Santa Rosa moves to tighten rules on robocalls

Santa Rosa clamped down on political robocalls Tuesday with new regulations aimed at making it clearer who is behind the calls and easier for residents to avoid them.

Council members praised the rules as eliminating loopholes that have allowed anonymous, automated phone calls to occur late in recent political races.

"We're going to be the leader in the state on this," Councilwoman Julie Combs said.

The council voted on the new rules last week and formally adopted them Tuesday on unanimous votes. They were spurred by concern that inexpensive automated political campaign calls can allow independent groups to be active in local politics but remain anonymous by flying under the campaign disclosure limits.

The new rules require any group that funds more than 200 robocalls within a 30-day period to report the activity, no matter how much the calls cost. They also require people be given the option to opt out of future calls and prohibit "spoofing," the practice of using a fake number to show up on a recipient's caller ID screen.

In addition, calls funded by independent expenditure committees must disclose the name of the person who paid for the call, their telephone number and a statement that it was not approved by a candidate or committee controlled by a candidate. Such calls also need to be disclosed to the city clerk's office within 48 hours of being made and include a transcript of the call.

The rules also provide stiffer fines for violations of other disclosure rules. The fine for failing to properly disclose who funded campaign mailers was increased from $1,000 to $5,000. The new rules give officials some discretion about whether they want to impose the fine, but Councilman Gary Wysocky opposed that provision.

Wysocky said he was the subject of an anonymous campaign robocall during the last election.

"I don't think there should be any discretion," Wysocky said last week. "I think they know exactly what they are doing. They are set up that way to attack someone."

Automated calls slamming Wysocky in 2012 claimed to be from the "Anybody But Wysocky Committee," but no such committee ever filed state or local paperwork, and those behind the calls have never been identified.
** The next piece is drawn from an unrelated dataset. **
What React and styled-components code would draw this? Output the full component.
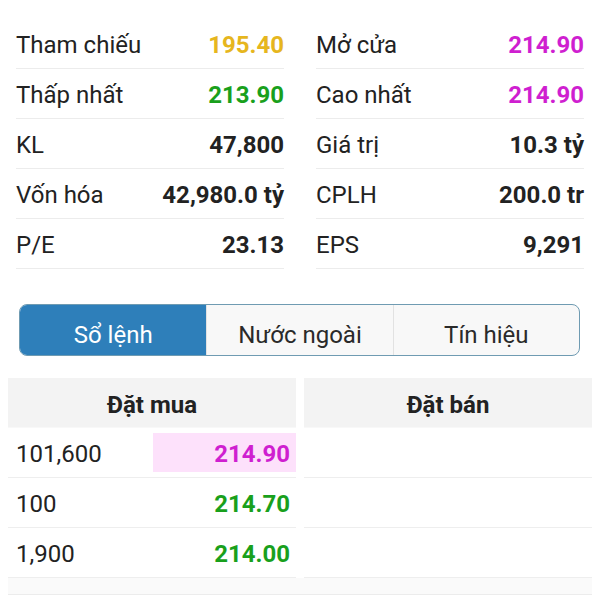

Two campaign finance laws were merged into one and clarified to make it consistent with state law and more understandable by the public. Campaign finance statements must also now be filed electronically, which makes it easier and faster for city staff to make the reports public.

City Clerk Terri Griffin and City Attorney Caroline Fowler were praised for doing the research and outreach necessary to craft new rules that work for Santa Rosa.

The transcript requirement is a bit inconvenient but otherwise the new rules are not terribly difficult to comply with, said veteran campaign consultant Herb Williams.

"There is nothing wrong with full disclosure," Williams said.

He noted that he's been using the opt-out function on robocalls for several years. He doesn't view multiple robocalls from a candidate to be any more annoying than multiple mailers.

"The difference is one robocall costs 1/32 of a piece of mail."